PEP 770: Improving measurability of Python packages with Software Bill-of-Materials

A [distribution.metadata-files] table sounds great! I was trying to maintain the relationship between TOML fields and metadata in an artifact, and a top level [distribution] table is indeed much better.

1 Like

Any reason to not have a tool directory whose own subdirectories are scoped to the build tool, e.g. .dist-info/tool/hatchling? Then you can put whatever you want in there?

My concern with that name is the files have nothing to do with core metadata. Granted, most users will probably not make that connection, but it’s where my brain went. If we wanted to stick with the .dist-info connection then distribution.info-files also makes sense, as well as distribution.info or even distribution.info.files if you really want to scope to file-related keys because “Namespaces are one honking great idea”.

The reason would be to allow users distributing whatever auxiliary package metadata they want using any backend.

I think the latter assessment is correct and is the more important consideration. Everything under the .dist-info directory is, necessarily and technically, metadata.

edit: I also think that plays nicely with “core metadata” because if you remove “core” and ask what that means, in my view the answer would be everything in that directory.

edit 2: That is actually stated explicitly by the wheel spec:

  1. {distribution}-{version}.dist-info/ contains metadata.

I agree, tool names do not belong in directory names like that. It should be possible to move backends without changing installed file locations. Something like extra seems fine.

It’s currently the case and probably a good convention to keep, but it’s not necessary for any technical reason.

As an example of non-metadata that could be put there, one proposal I’ve seen for addressing the problem of where to install header files in a way that they become discoverable (xref problem description) is to use .dist-info/include, so build tools can be taught to look for them in a consistent place. There are probably better solutions for the header problem specifically, but not all other files that need a place to go inside a Python environment and outside the import tree of the package are metadata.

So to keep the options open, best not to use “metadata” as part of the directory name. It’s either superfluous (if everything is metadata by convention anyway) or limiting. I kinda liked [additional-files]; something like [distribution.info], [distribution.info-files] or [dist-info.files] all sounds reasonable as well.

2 Likes

As I mentioned above, this is not a convention but part of the wheel spec:

{distribution}-{version}.dist-info/ contains metadata.
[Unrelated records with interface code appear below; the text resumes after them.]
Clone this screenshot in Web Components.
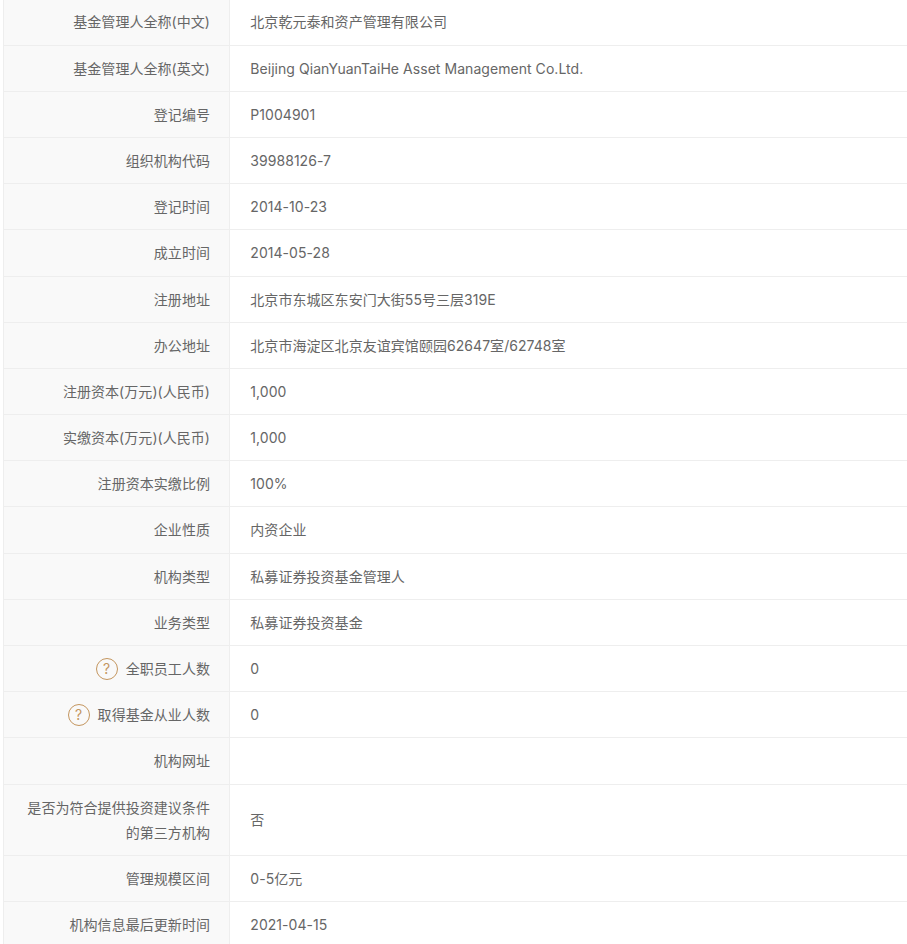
<!DOCTYPE html>
<html lang="zh">
<head>
<meta charset="utf-8">
<title>基金管理人信息</title>
<style>
  html, body { margin: 0; padding: 0; background: #fff; overflow: hidden; height: 944px; }
  body { font-family: Inter, "Noto Sans CJK SC", sans-serif; font-size: 14px; color: #666; letter-spacing: .05px; }
</style>
</head>
<body>
<template id="tpl-table">
  <style>
    :host { display: block; margin: -0.6px 0 0 3px; border-left: 1px solid #eee; }
  </style>
  <slot></slot>
</template>

<template id="tpl-row">
  <style>
    :host { display: grid; grid-template-columns: 226px 1fr; border-bottom: 1px solid #eee; line-height: 25.1875px; }
    .k { display: flex; align-items: center; justify-content: flex-end; gap: 4px; text-align: right;
         padding: 10px 19px 10px 20px; background: #f9f9f9; border-right: 1px solid #eee; }
    .v { display: flex; align-items: center; padding: 10px 20px 10px 20.3px; }
  </style>
  <div class="k"><slot name="help"></slot><span><slot name="label"></slot></span></div>
  <div class="v"><span><slot></slot></span></div>
</template>

<template id="tpl-help">
  <style>
    :host { display: inline-flex; width: 22px; height: 22px; box-sizing: border-box; margin-right: 4px;
            align-items: center; justify-content: center; border: 1px solid #c4965f; border-radius: 50%;
            color: #c4965f; font-size: 14px; line-height: 1; }
  </style>
  ?
</template>

<info-table>
  <info-row><span slot="label">基金管理人全称(中文)</span>北京乾元泰和资产管理有限公司</info-row>
  <info-row><span slot="label">基金管理人全称(英文)</span>Beijing QianYuanTaiHe Asset Management Co.Ltd.</info-row>
  <info-row><span slot="label">登记编号</span>P1004901</info-row>
  <info-row><span slot="label">组织机构代码</span>39988126-7</info-row>
  <info-row><span slot="label">登记时间</span>2014-10-23</info-row>
  <info-row><span slot="label">成立时间</span>2014-05-28</info-row>
  <info-row><span slot="label">注册地址</span>北京市东城区东安门大街55号三层319E</info-row>
  <info-row><span slot="label">办公地址</span>北京市海淀区北京友谊宾馆颐园62647室/62748室</info-row>
  <info-row><span slot="label">注册资本(万元)(人民币)</span>1,000</info-row>
  <info-row><span slot="label">实缴资本(万元)(人民币)</span>1,000</info-row>
  <info-row><span slot="label">注册资本实缴比例</span>100%</info-row>
  <info-row><span slot="label">企业性质</span>内资企业</info-row>
  <info-row><span slot="label">机构类型</span>私募证券投资基金管理人</info-row>
  <info-row><span slot="label">业务类型</span>私募证券投资基金</info-row>
  <info-row><help-mark slot="help"></help-mark><span slot="label">全职员工人数</span>0</info-row>
  <info-row><help-mark slot="help"></help-mark><span slot="label">取得基金从业人数</span>0</info-row>
  <info-row><span slot="label">机构网址</span></info-row>
  <info-row><span slot="label">是否为符合提供投资建议条件的第三方机构</span>否</info-row>
  <info-row><span slot="label">管理规模区间</span>0-5亿元</info-row>
  <info-row><span slot="label">机构信息最后更新时间</span>2021-04-15</info-row>
</info-table>

<script>
'use strict';

// all three are just a template cloned into an open shadow root
function defineFromTemplate(tag, tplId) {
    customElements.define(tag, class extends HTMLElement {
        constructor() {
            super();
            this.attachShadow({ mode: 'open' })
                .appendChild(document.getElementById(tplId).content.cloneNode(true));
        }
    });
}

defineFromTemplate('info-table', 'tpl-table');
defineFromTemplate('info-row', 'tpl-row');
defineFromTemplate('help-mark', 'tpl-help');
</script>
</body>
</html>
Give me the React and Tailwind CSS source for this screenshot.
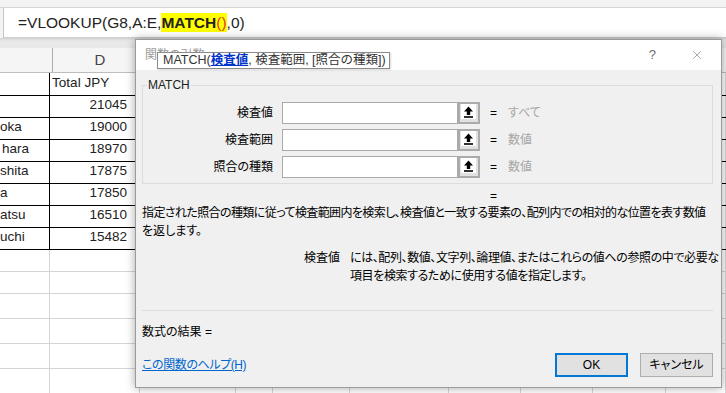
import { X } from 'lucide-react';

const restCols = [96, 37, 77, 99, 72, 72, 73, 60];

const sheetRows = [
  { h: 23, name: '', value: 'Total JPY', left: true, table: true },
  { h: 22, name: '', value: '21045', table: true },
  { h: 22, name: 'oka', value: '19000', table: true },
  { h: 22, name: 'hara', value: '18970', table: true, pad: true },
  { h: 22, name: 'shita', value: '17875', table: true },
  { h: 22, name: 'a', value: '17850', table: true },
  { h: 22, name: 'atsu', value: '16510', table: true },
  { h: 22, name: 'uchi', value: '15482', table: true },
  { h: 22 },
  { h: 22 },
  { h: 25 },
  { h: 25 },
  { h: 25 },
  { h: 25 },
];

const params = [
  { label: '検査値', hint: 'すべて' },
  { label: '検査範囲', hint: '数値' },
  { label: '照合の種類', hint: '数値' },
];

function RefButton() {
  return (
    <div className="flex h-[22px] w-[22px] items-start border-2 border-[#ababab] bg-[#e1e1e1] pl-[1px]">
      <div className="flex h-[15px] w-[15px] items-center justify-center bg-white">
        <svg width="11" height="12" viewBox="0 0 11 12">
          <polygon points="5.5,0.5 1,5.5 3.8,5.5 3.8,9 7.2,9 7.2,5.5 10,5.5" fill="#000" />
          <rect x="1" y="10.2" width="9" height="1.6" fill="#000" />
        </svg>
      </div>
    </div>
  );
}

function SheetRow({ row }) {
  const line = row.table ? 'border-black' : 'border-[#d4d4d4]';
  return (
    <div className={`flex border-b ${line}`} style={{ height: row.h }}>
      <div className={`flex w-[53px] items-end overflow-hidden border-r pb-[2px] ${line} ${row.pad ? 'pl-[2px]' : ''}`}>
        <span className="whitespace-nowrap">{row.name}</span>
      </div>
      <div className={`flex w-[95px] items-end border-r pb-[2px] ${line} ${row.left ? 'justify-start pl-[2px]' : 'justify-end pr-[12px]'}`}>
        <span className="whitespace-nowrap">{row.value}</span>
      </div>
      {restCols.map((w, i) => (
        <div key={i} className="shrink-0 border-r border-[#d4d4d4]" style={{ width: w }} />
      ))}
    </div>
  );
}

function FunctionDialog() {
  return (
    <div className="absolute left-[135px] top-[39px] flex h-[349px] w-[587px] flex-col border border-[#9b9b9b] bg-[#f0f0f0] font-['Liberation_Sans','Noto_Sans_CJK_JP',sans-serif] text-[12px] text-black shadow-[0_0_9px_rgba(0,0,0,0.35)] [font-feature-settings:'palt']">
      <div className="flex h-[30px] items-center justify-between bg-white pl-[9px] pr-[17px]">
        <span className="text-[#9a9a9a]">関数の引数</span>
        <div className="flex items-center gap-[34px] text-[#6b6b6b]">
          <span className="text-[13px]">?</span>
          <X size={14} strokeWidth={1} />
        </div>
      </div>

      {/* argument hint tooltip */}
      <div className="absolute left-[21px] top-[12px] flex h-[17px] w-[233px] items-center border border-[#8a8a8a] bg-white pl-[5px] text-[12.5px] leading-none text-[#333] shadow-[1px_1px_2px_rgba(0,0,0,0.15)] [font-feature-settings:normal]">
        MATCH(<span className="font-bold text-[#0033cc] underline">検査値</span>, 検査範囲, [照合の種類])
      </div>

      <div className="flex flex-1 flex-col pl-[6px] pr-[8px]">
        <fieldset className="mt-[7px] border border-[#dcdcdc] pb-[5px] pt-[9px]">
          <legend className="ml-[4px] px-[1px] leading-[16px] text-[#222]">MATCH</legend>
          <div className="flex flex-col gap-[5px]">
            {params.map((p) => (
              <div key={p.label} className="flex h-[22px] items-center">
                <span className="w-[130px] shrink-0 text-right">{p.label}</span>
                <div className="ml-[9px] h-[22px] w-[176px] border border-[#a9a9a9] bg-white" />
                <RefButton />
                <span className="ml-[10px]">=</span>
                <span className="ml-[11px] text-[#a6a6a6]">{p.hint}</span>
              </div>
            ))}
          </div>
        </fieldset>

        <div className="mt-[4px] h-[16px] pl-[348px] leading-[16px]">=</div>

        <div className="leading-[18px]">
          <div className="whitespace-nowrap tracking-[-0.6px]">
            指定された照合の種類に従って検査範囲内を検索し、検査値と一致する要素の、配列内での相対的な位置を表す数値
          </div>
          <div className="whitespace-nowrap">を返します。</div>
        </div>

        <div className="mt-[9px] flex leading-[18px]">
          <span className="w-[198px] shrink-0 text-right">検査値</span>
          <div className="ml-[10px] tracking-[-0.4px]">
            <div className="whitespace-nowrap">には、配列、数値、文字列、論理値、またはこれらの値への参照の中で必要な</div>
            <div className="whitespace-nowrap">項目を検索するために使用する値を指定します。</div>
          </div>
        </div>

        <div className="mt-[25px] border-t border-[#dcdcdc]" />

        <div className="mt-[13px] h-[16px] leading-[16px]">数式の結果 =</div>

        <div className="mt-[13px] flex h-[24px] items-center">
          <span className="tracking-[-0.4px] text-[#0066cc] underline">この関数のヘルプ(H)</span>
          <div className="ml-auto flex gap-[12px]">
            <button type="button" className="h-[24px] w-[73px] border-2 border-[#0078d7] bg-[#e1e1e1] text-black">
              OK
            </button>
            <button type="button" className="h-[24px] w-[73px] border border-[#adadad] bg-[#e1e1e1] text-black">
              キャンセル
            </button>
          </div>
        </div>
      </div>
    </div>
  );
}

export default function App() {
  return (
    <div className="relative h-[393px] w-[726px] overflow-hidden bg-white">
      <div className="h-[8px] border-b border-[#d6d6d6] bg-[#f3f3f3]" />

      <div className="flex h-[30px] bg-[#f3f3f3]">
        <div className="w-[4px] border-r border-[#c6c6c6]" />
        <div className="flex flex-1 items-center border-b border-[#d0d0d0] bg-white pl-[14px] font-['Liberation_Sans',sans-serif] text-[15.5px] text-[#222]">
          <span>=VLOOKUP(G8,A:E,</span>
          <span className="flex h-[19px] items-center bg-[#ffff00]">
            <span className="font-bold">MATCH</span>
            <span className="text-[#e2401c]">()</span>
          </span>
          <span>,0)</span>
        </div>
      </div>

      <div className="h-[10px] bg-[#e9e9e9] shadow-[inset_0_3px_3px_-2px_rgba(0,0,0,0.12)]" />

      <div className="flex h-[25px] border-b border-[#bdbdbd] bg-[#f5f5f5] font-['Liberation_Sans',sans-serif] text-[15px] text-[#444]">
        <div className="w-[53px] border-r border-[#ababab]" />
        <div className="flex w-[95px] items-center justify-center border-r border-[#ababab]">D</div>
      </div>

      <div className="font-['Liberation_Sans',sans-serif] text-[13.5px] text-[#222]">
        {sheetRows.map((row, i) => (
          <SheetRow key={i} row={row} />
        ))}
      </div>

      <FunctionDialog />
    </div>
  );
}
Therefore I think it’s unwise to, for example, ship header files there. There is already a naming convention used by the spec to ship such non-importable files which is {distribution}-{version}.{key} e.g.:

{distribution}-{version}.data/ contains one subdirectory for each non-empty install scheme key not already covered, where the subdirectory name is an index into a dictionary of install paths (e.g. data, scripts, headers, purelib, platlib).

So one could easily add a new known {distribution}-{version}.include directory to the spec.

2 Likes

I also liked the name additional-files, it felt user-focused and that seems important for pyproject.toml.

Most of the naming conversation has been .dist-info-focused so I wanted to note that there’s utility beyond the files being in .dist-info: this information is also useful to tools that are inspecting source distributions for files of a certain category. The reason files are put into .dist-info/{directory} is so that tools beyond pyproject.toml can add more files as needed without having to change the core metadata of a package.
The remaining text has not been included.